By using the high-level business process efficiency goal, IT departments will not only improve their SaaS-delivered business functions, but also make quantifiable contributions to the company. The alternative? They continue to be perceived as just a cost to the business — the department that says “NO.” Even worse, they can function simply as the guardians of the infrastructure while they watch — or fail to detect — inefficient business processes eating into the profitability of the business.
This is why SaaS partnerships are so important. When making a selection, the key point of discussion should be whether a prospective partner understands your business’ unique needs.
Cookie-cutter solutions are, unfortunately, prevalent at this early stage of the cloud computing evolution, so make sure you thoroughly evaluate the completeness of product and security capabilities of potential partners, particularly in heavily regulated industries such as finance and healthcare.
With SaaS’ popularity at a fever pitch, enterprises must be wary of companies hoping to hitch a ride on this trend. Often, vendors that either host information or use a “public cloud infrastructure” are positioning themselves as SaaS companies. To help companies identify organizations that are pure SaaS players, Gartner recently identified three key elements in the true definition of the SaaS model:
- Externally hosted and managed by the provider
- Delivered in a one-to-many delivery model
- Subscribed to on a pay-for-use basis
Other variables companies should discuss with vendors include the distributed environment uptime — it should be somewhere near 99.999 percent — and the extent to which data encryption is included. Protection of customer data is fast becoming mandatory in newly instituted state data security regulations, so it’s always best to be ahead of the curve.

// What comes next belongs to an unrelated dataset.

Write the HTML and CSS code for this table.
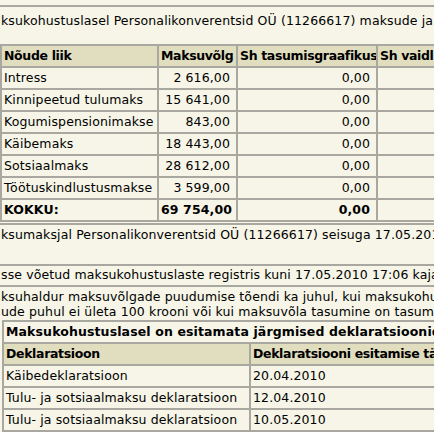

In the end, SaaS makes sense for the large majority. The advantage of this delivery model is that companies do not need to jump into it with both feet. Try focusing on resource-intensive supporting applications first to get the feel for how things work, and then make future decisions based on these experiences.
Goals should be set high, though, as companies only looking to improve their communications or storage processes will succeed but will miss out on larger ROI possibilities. Employing SaaS for many costly, nonbusiness critical initiatives will not only boost the productivity of IT staffs, but also profoundly impact the value to the business.
Mary Kay Roberto is senior vice president and general manager ofMimecast North America, a SaaS provider of a technology platform designed to radically improve the way companies manage their most important business communications and data.
Nice summary of decision points and planning. You also touched on non-differentiating services and I would suggest there is also a subset I would call cross-organizational collaboration. So many SaaS applications are simply hosted apps when there are real benefits to be gained by facilitating collaboration between organizations. This is where benefits beyond cost savings will be realized.